Dataset excerpt:
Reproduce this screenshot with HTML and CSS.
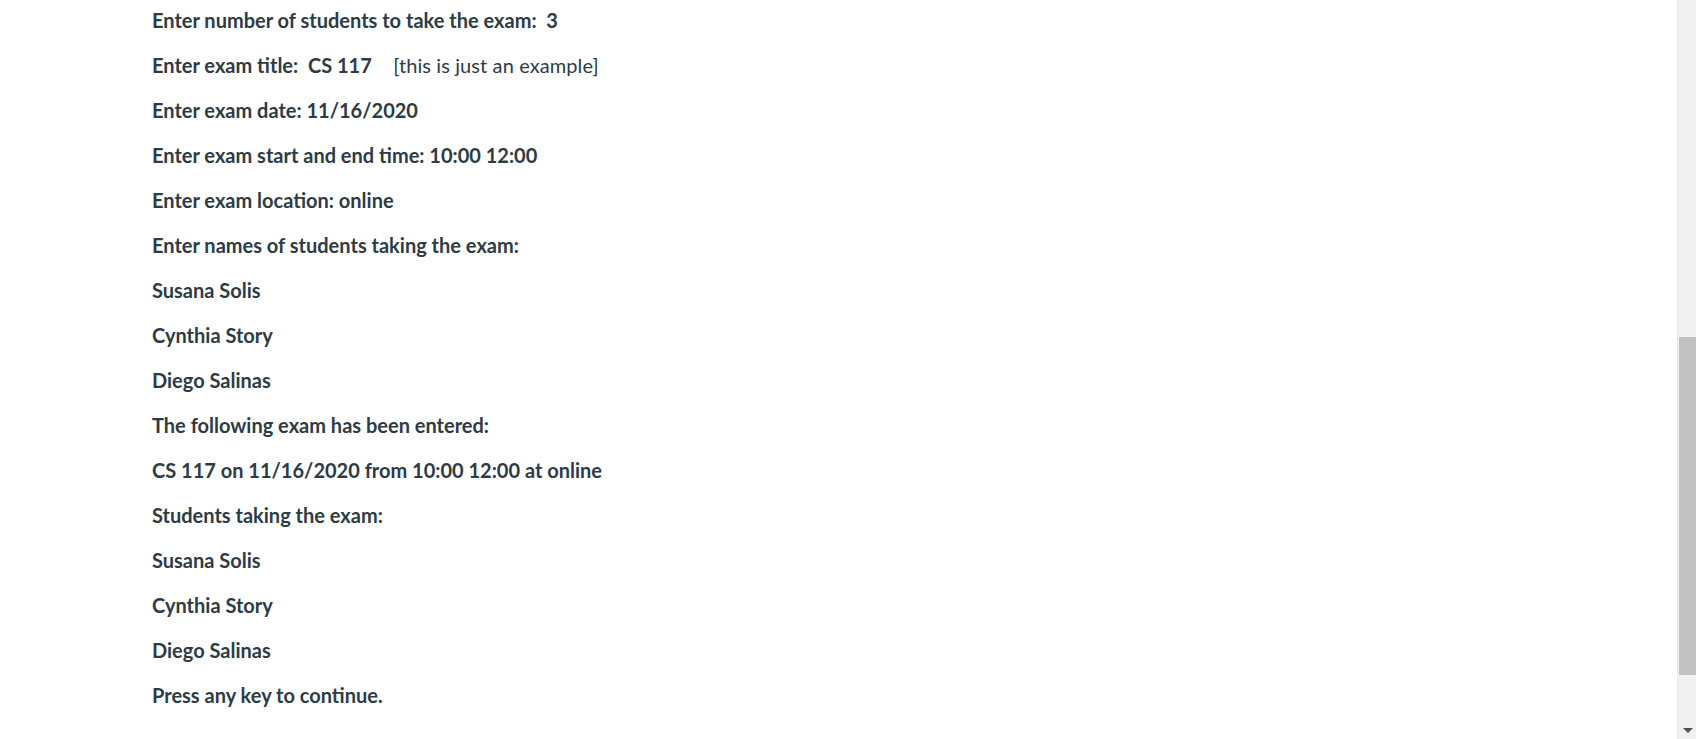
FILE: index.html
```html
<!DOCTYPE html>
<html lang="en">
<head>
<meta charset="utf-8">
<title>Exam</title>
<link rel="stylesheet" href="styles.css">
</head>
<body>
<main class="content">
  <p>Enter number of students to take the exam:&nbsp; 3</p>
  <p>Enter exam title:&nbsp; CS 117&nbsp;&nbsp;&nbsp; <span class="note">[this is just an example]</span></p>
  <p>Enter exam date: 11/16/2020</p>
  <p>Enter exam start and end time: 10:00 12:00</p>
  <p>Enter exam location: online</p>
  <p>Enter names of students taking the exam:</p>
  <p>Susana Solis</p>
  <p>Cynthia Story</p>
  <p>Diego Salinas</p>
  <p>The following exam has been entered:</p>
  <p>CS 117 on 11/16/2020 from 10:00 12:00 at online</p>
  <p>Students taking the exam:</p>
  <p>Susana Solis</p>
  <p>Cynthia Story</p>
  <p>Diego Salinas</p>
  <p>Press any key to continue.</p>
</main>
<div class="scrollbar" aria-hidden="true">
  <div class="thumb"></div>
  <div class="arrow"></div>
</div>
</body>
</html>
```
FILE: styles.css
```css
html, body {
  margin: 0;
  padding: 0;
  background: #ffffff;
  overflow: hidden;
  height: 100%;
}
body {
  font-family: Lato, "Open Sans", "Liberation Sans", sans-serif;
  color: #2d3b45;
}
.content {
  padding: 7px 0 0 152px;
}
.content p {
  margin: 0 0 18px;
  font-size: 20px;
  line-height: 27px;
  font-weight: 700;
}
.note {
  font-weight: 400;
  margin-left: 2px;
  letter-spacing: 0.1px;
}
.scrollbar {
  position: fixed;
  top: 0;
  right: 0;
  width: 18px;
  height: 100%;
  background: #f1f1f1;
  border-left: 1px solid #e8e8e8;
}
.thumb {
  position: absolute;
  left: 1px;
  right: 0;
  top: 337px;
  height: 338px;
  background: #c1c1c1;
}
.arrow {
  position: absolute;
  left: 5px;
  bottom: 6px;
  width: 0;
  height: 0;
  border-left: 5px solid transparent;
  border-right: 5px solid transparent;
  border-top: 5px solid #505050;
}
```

Requirement: Find each line with the string "this" and copy it out.

Task output:
Reproduce this screenshot with HTML and CSS.
  <p>Enter exam title:&nbsp; CS 117&nbsp;&nbsp;&nbsp; <span class="note">[this is just an example]</span></p>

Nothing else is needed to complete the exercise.